Interface markup and scripts
----

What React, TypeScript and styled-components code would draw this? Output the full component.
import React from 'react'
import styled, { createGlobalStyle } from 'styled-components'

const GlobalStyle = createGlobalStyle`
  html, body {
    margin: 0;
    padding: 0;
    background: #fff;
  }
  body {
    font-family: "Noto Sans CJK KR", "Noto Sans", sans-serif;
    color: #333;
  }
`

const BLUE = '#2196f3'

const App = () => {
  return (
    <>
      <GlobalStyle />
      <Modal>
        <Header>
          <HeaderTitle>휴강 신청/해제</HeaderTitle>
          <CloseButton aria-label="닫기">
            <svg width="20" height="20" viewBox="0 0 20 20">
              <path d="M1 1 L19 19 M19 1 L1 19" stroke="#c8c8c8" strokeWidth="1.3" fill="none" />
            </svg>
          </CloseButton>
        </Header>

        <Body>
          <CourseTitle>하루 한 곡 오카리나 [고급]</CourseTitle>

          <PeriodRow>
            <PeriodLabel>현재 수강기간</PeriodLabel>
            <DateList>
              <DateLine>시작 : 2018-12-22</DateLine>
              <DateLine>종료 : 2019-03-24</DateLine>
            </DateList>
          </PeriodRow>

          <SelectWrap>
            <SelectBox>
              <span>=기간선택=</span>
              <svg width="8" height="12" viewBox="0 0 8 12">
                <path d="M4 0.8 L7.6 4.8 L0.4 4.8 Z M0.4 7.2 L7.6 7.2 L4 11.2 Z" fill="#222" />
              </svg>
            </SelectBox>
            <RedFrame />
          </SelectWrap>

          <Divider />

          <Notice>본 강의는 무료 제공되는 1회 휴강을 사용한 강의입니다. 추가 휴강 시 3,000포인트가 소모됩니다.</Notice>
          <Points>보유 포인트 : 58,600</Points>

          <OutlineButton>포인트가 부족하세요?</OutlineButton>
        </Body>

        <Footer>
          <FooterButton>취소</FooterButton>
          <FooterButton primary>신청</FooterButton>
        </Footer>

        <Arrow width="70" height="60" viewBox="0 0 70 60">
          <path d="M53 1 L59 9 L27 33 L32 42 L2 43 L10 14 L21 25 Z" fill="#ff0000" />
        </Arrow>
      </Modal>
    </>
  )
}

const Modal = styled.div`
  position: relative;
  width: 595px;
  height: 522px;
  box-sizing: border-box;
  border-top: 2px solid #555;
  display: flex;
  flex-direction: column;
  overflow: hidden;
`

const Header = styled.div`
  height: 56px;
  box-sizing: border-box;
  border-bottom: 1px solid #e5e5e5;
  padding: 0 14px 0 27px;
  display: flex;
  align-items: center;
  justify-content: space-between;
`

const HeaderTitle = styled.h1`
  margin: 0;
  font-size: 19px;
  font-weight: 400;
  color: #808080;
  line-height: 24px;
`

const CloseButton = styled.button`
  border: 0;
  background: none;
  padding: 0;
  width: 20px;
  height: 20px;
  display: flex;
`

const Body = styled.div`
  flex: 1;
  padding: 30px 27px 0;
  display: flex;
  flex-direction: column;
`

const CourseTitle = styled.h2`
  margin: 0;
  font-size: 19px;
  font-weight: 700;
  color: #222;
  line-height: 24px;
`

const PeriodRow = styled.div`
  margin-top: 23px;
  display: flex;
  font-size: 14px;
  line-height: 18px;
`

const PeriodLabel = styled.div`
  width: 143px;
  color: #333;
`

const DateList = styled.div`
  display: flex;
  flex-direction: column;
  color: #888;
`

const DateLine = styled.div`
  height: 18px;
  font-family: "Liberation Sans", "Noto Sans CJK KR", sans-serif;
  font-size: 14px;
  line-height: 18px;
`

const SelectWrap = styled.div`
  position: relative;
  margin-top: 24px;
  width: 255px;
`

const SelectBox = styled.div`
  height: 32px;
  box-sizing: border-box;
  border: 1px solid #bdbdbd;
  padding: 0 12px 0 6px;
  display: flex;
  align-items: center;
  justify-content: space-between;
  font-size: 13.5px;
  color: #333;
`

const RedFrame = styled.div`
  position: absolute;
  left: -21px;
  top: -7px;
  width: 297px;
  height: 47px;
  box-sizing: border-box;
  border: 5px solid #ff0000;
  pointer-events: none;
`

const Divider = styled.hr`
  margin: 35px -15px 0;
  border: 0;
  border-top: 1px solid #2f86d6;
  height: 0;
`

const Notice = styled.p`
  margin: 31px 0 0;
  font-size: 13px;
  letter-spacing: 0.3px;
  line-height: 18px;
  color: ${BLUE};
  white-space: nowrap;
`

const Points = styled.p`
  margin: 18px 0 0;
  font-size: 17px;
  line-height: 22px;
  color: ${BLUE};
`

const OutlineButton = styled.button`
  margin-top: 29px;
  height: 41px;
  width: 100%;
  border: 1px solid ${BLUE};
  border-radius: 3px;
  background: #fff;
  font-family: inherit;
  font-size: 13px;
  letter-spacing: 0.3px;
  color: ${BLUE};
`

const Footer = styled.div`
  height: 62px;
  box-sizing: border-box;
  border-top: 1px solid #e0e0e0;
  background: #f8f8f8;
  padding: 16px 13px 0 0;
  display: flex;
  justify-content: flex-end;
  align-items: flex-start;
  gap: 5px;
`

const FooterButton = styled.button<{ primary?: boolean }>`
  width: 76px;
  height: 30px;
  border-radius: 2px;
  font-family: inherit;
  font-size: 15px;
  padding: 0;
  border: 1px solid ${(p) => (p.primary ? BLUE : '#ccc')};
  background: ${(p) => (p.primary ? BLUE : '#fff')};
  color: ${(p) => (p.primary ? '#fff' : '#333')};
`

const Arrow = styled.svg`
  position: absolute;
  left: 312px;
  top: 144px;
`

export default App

----

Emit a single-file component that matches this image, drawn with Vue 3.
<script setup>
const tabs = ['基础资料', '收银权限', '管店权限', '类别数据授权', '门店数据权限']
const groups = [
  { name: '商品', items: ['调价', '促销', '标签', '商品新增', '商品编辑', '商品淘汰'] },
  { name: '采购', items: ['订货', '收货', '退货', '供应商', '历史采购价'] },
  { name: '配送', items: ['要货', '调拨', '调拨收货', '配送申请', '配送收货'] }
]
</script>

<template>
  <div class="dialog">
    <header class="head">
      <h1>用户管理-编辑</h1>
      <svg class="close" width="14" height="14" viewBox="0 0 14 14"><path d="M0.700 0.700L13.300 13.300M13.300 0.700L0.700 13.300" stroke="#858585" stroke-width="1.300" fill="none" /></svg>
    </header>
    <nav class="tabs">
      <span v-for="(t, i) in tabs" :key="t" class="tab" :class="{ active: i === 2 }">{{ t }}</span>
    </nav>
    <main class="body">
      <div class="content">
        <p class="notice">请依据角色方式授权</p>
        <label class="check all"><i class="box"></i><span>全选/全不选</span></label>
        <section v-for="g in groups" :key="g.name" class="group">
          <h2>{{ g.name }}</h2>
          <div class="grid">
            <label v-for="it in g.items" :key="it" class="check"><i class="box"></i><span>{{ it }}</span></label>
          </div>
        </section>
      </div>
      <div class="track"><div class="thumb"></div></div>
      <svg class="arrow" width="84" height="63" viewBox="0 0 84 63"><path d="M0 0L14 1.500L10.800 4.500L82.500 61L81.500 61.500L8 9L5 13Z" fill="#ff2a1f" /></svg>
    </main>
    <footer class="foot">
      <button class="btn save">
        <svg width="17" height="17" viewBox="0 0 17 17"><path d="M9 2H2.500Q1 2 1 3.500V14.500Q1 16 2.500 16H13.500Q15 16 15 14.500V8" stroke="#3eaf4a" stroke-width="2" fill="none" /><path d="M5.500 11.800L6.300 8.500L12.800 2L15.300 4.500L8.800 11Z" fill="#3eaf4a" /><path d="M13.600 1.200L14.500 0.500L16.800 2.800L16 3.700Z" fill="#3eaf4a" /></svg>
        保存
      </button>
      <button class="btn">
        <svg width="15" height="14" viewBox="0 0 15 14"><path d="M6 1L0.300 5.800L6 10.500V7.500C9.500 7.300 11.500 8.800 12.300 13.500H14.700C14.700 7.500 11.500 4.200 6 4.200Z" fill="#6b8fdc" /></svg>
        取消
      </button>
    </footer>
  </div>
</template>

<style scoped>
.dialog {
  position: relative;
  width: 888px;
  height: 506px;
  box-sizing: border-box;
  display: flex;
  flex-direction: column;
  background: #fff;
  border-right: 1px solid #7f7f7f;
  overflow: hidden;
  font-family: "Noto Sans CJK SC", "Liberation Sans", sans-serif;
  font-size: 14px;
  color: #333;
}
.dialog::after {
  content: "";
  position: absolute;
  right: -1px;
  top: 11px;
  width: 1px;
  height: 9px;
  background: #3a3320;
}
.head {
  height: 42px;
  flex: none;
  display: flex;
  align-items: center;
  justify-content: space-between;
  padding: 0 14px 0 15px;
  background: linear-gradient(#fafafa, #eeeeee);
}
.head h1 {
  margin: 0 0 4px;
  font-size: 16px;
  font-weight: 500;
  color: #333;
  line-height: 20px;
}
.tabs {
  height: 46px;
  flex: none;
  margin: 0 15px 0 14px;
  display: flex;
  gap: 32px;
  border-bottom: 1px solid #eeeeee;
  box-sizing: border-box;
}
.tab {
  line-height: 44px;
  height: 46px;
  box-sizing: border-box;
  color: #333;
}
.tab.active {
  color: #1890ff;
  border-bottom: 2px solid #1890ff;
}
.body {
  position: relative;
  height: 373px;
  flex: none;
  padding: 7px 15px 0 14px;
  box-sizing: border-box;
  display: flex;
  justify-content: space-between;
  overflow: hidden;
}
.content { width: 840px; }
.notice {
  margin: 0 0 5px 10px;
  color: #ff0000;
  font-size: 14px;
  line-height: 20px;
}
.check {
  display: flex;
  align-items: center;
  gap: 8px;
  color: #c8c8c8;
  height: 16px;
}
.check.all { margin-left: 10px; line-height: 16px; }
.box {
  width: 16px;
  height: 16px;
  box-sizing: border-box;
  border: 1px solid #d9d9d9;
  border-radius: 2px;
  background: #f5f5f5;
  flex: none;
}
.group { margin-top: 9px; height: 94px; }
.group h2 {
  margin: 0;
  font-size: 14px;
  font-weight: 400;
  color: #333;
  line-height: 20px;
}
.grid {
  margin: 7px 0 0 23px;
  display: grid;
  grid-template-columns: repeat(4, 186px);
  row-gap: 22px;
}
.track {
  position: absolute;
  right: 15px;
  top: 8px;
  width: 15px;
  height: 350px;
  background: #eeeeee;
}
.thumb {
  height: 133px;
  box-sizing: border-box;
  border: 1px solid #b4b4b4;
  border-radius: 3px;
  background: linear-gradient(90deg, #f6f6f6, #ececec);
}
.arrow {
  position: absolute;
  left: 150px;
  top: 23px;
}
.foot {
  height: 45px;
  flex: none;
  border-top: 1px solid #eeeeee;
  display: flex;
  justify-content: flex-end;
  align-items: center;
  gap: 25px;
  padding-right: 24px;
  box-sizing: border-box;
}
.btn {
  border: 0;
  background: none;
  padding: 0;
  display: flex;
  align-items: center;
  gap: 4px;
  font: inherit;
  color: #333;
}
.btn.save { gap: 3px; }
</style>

----

→ **What is being asked**
Exactly the lines from the line with "What React, TypeScript" to the line with "<CourseTitle>하루 한 곡", both included, are to be extracted, and no others.

→ **Completed task**
What React, TypeScript and styled-components code would draw this? Output the full component.
import React from 'react'
import styled, { createGlobalStyle } from 'styled-components'

const GlobalStyle = createGlobalStyle`
  html, body {
    margin: 0;
    padding: 0;
    background: #fff;
  }
  body {
    font-family: "Noto Sans CJK KR", "Noto Sans", sans-serif;
    color: #333;
  }
`

const BLUE = '#2196f3'

const App = () => {
  return (
    <>
      <GlobalStyle />
      <Modal>
        <Header>
          <HeaderTitle>휴강 신청/해제</HeaderTitle>
          <CloseButton aria-label="닫기">
            <svg width="20" height="20" viewBox="0 0 20 20">
              <path d="M1 1 L19 19 M19 1 L1 19" stroke="#c8c8c8" strokeWidth="1.3" fill="none" />
            </svg>
          </CloseButton>
        </Header>

        <Body>
          <CourseTitle>하루 한 곡 오카리나 [고급]</CourseTitle>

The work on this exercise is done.